In an embodiment, the bore 38 of the ball injector 18 is isolated from the wellbore 10 and the carrier medium 32 and ball 16 are introduced. In an alternate embodiment, the injector is open to the wellbore and the carrier medium is introduces under wellbore conditions. A first block or volume of the carrier medium 32 is introduced into the bore 38, such as from about a port 42 or top 46 of the injector 18, forming the axially-extending slug. The slug 30 is positioned, re-positioned or traverses at least below about the injection point 34 of the ball 16, through the manner of injection, timing or fluidly repositioned thereafter. The slug 30 can fill the bore 38 to about the isolation valve 40 which separates the bore 38 of the ball injector 18 from the frac head 14. The ball 16 can be injected into the bore 38 for positioning and support somewhere between an uphole end of the slug or intermediate therein. In an embodiment, the slug 30 can envelope or encapsulate the ball 16 therein such as by injecting the ball 16 intermediate the slug or by adding a second volume of carrier medium, after ball injection, above the first block or volume.
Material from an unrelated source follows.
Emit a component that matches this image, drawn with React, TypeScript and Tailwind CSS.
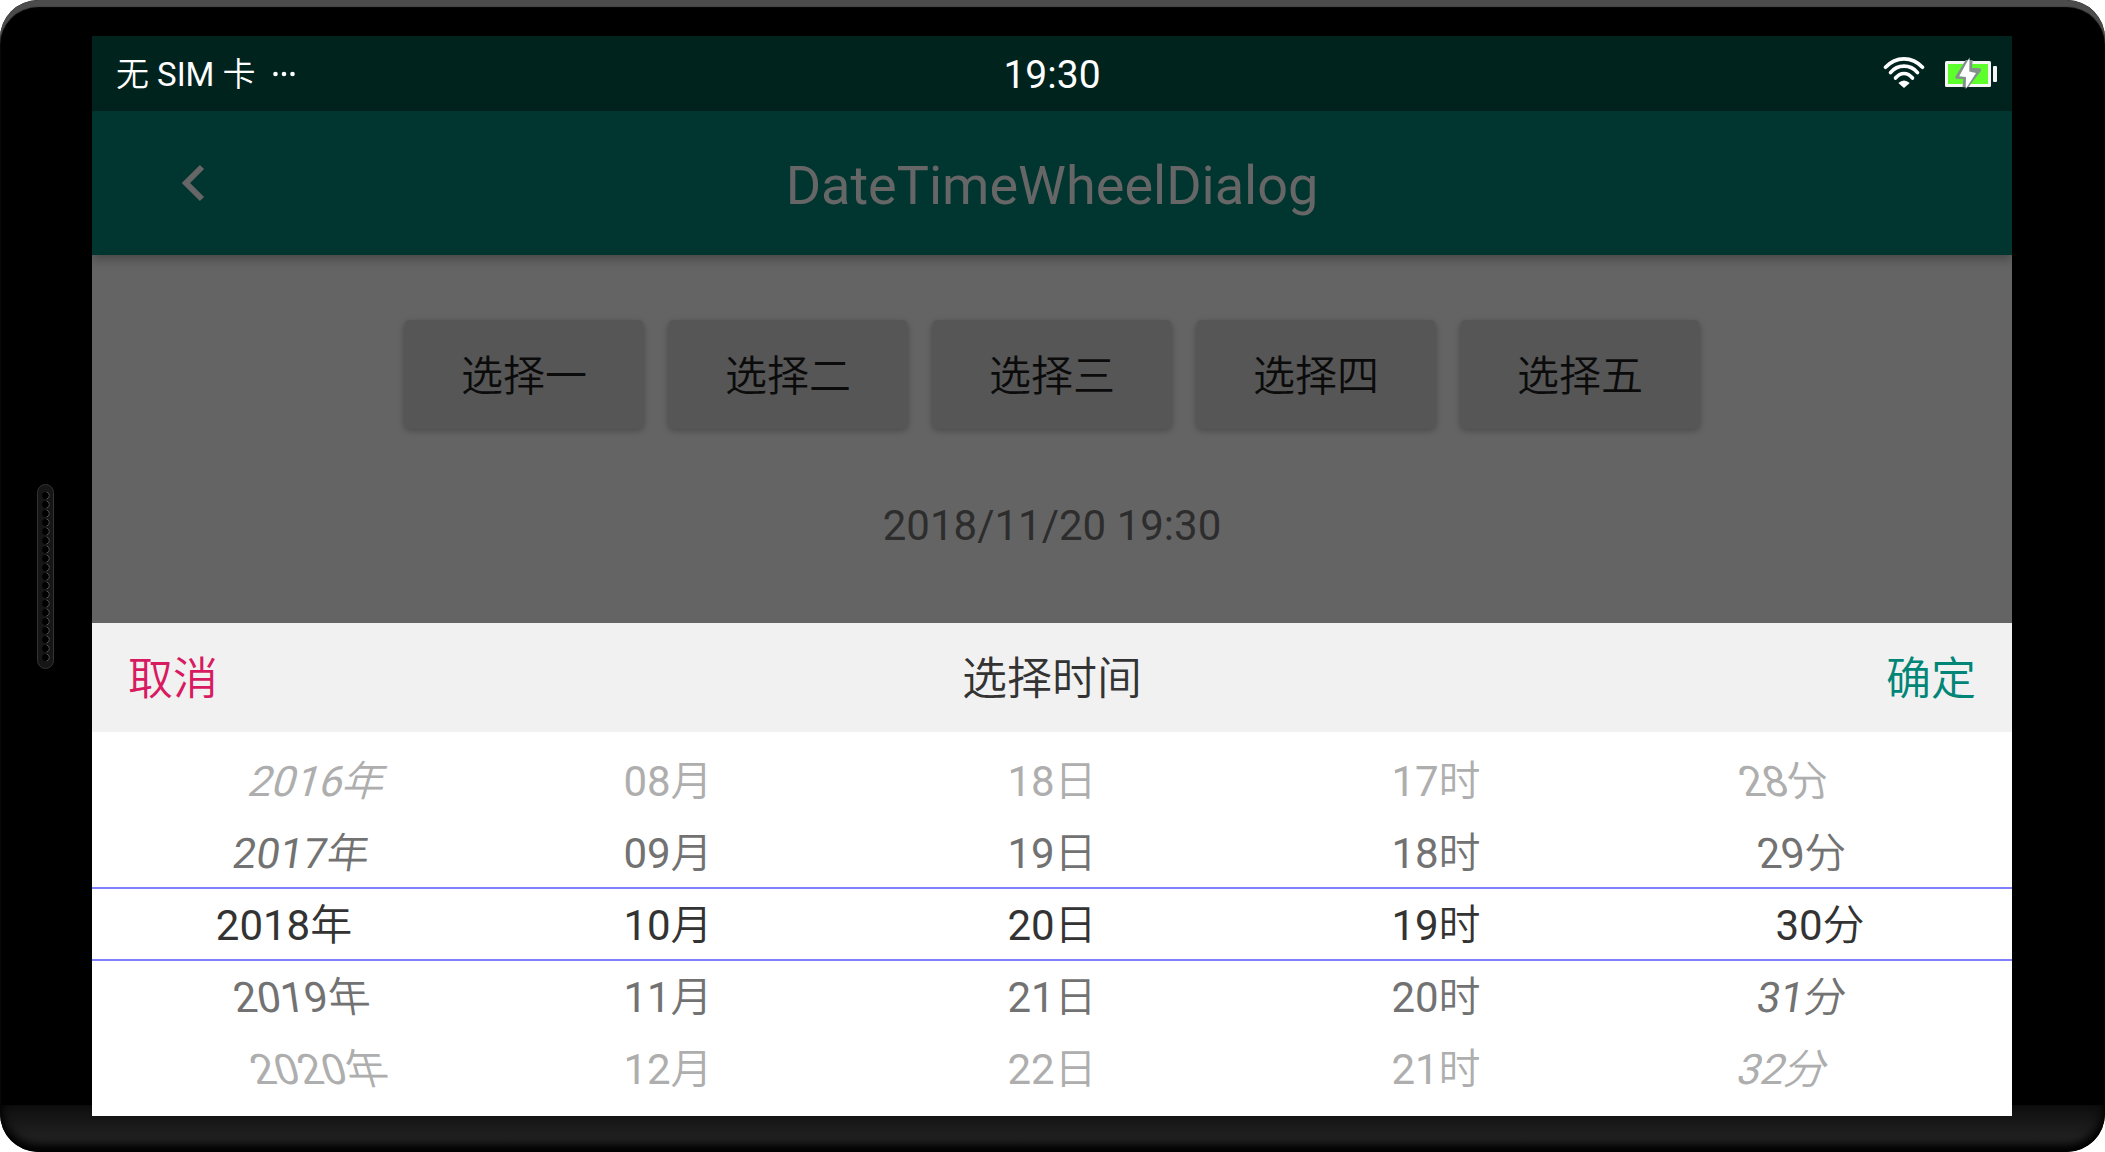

A carrier medium or structure, deformable and pumpable downhole, also accepts injection of a ball therein.
The slug 30 of carrier medium and ball 16 therein is moved from the injector 18 and into the wellbore 10, for displacement downhole. If not open already, the bore 38 is opened to the wellbore 10 and the slug is displaced from the injector 18 and into the wellbore. The slug 30 of carrier medium 32 is displaced from the injector 18 such as by the addition of fluid from the pump 100, a slipstream or bypass stream of frac fluid F through bypass line 45, or other fluid means. Alternatively, gravity, a hydraulic plunger or mechanical device can be used to urge the slug of carrier medium 32 and supported ball 16 out of the injector 18 and into the wellbore 10.
With reference to
In operation, and with reference to
In more detail, and returning to
With reference to
As shown in
The position of the slug 30 in the system can be determined using the measured volume of the displacement fluid F and the cumulative displacement volume of the system. A lineal volume of the wellbore 10, per lineal depth, and cumulative displacement volume of the system is established. A measured volume of displacement fluid F is pumped into the wellbore. One compares the measured volume of displacement fluid and a cumulative displacement volume of the wellbore to locate the ball carrier medium and the supported at least one ball along in the wellbore.
In an embodiment, the carrier medium 32 is a complexed gel commercially available for use in the oil and gas industry, which is injected or complexed at the ball injector 18 by the separate dedicated pump 44 (
Referring back to
As shown in
In the prior art, a ball 16 would fall at an estimated rate, or could get hung up at obstructions, low spots including sand accumulations. Depending on fracturing fluid flow, density, viscosity and ball density, the balls may arrive downhole faster or slower than estimated. In the instance where the ball is anticipated to actuate a device, typically fracturing fluid flow is slowed just before arrival to lessen impact. If, however, the estimate is incorrect, a slackening of flow rate maybe too late to avoid impact or collision damage to the ball or downhole device.
Instead, using embodiment described herein, the arrival of the slug 30 and associated ball 16 can be precisely determined knowing the bore dimension and fracturing fluid volumes pumped. Further, the arrival time and positioning of low density or “floating” balls and regular density balls can be equally controlled with precision. Knowledge of the location of the ball 16 during transport permits an operator to reduce the velocity of the pumped displacement fluid F as the slug 30 approaches the downhole tool, minimizing the potentially damaging forces of impact of the ball and the tool.
Further, in devices utilizing multiple like-sized balls 16,16 . . . per device, such as a multi-port tool or packer having multiple ball seats, all of the balls for that device can be support on or encapsulated within in a single slug 30. Therefore in the case where it is desirable for several balls 16,16 to arrive at a multi-port packer at about the same time, the multiple balls can be transported in a tight cluster. Thus, open port erosion is minimized or eliminated by ensuring all ports are blocked at substantially the same time. Further, in either single or multi-port devices, the passage of a portion of the slug 30 through the port can aid in cleaning the port or orifice seat from remnants of sand thus creating a better seal face for the packer ball to seat and seal against. Use of a heavy gel-like carrier medium may also aid in the sealing ability.
In a further embodiment, and as shown in
The slug 30 support the ball 16 and assists in a staged recovery of the balls 16 up the wellbore 10, for entrainment and recovery, despite a reverse order of the balls. In the prior art, on recovery, earlier released balls, being lower in the wellbore, and smaller unrestrained balls, had a tendency to jam against larger balls higher in the wellbore, creating a cluster or ball jam at surface equipment. Such ball jamming is quite common with some balls not being recovered at all. Clearing ball jams requires shutting down the fluid flow back, and the resulting time delay caused balls and remnants of sand to drop out which can potentially create sand bridge plugs which then would require potentially costly coil tubing intervention to cleaning out jammed balls and sand accumulation.
Instead, using slugs 30 of carrier medium, each ball 16 is recovered with its respective slug 30, the transport and recovery order being independent of the size of ball 16, each slug acting to maintain separation of successive balls and avoiding jams.
This application claims the benefits under 35 U.S.C 119(e) of U.S. Provisional Application Ser. No. 61/504,291, filed Jul. 4, 2011, which is incorporated fully herein by reference.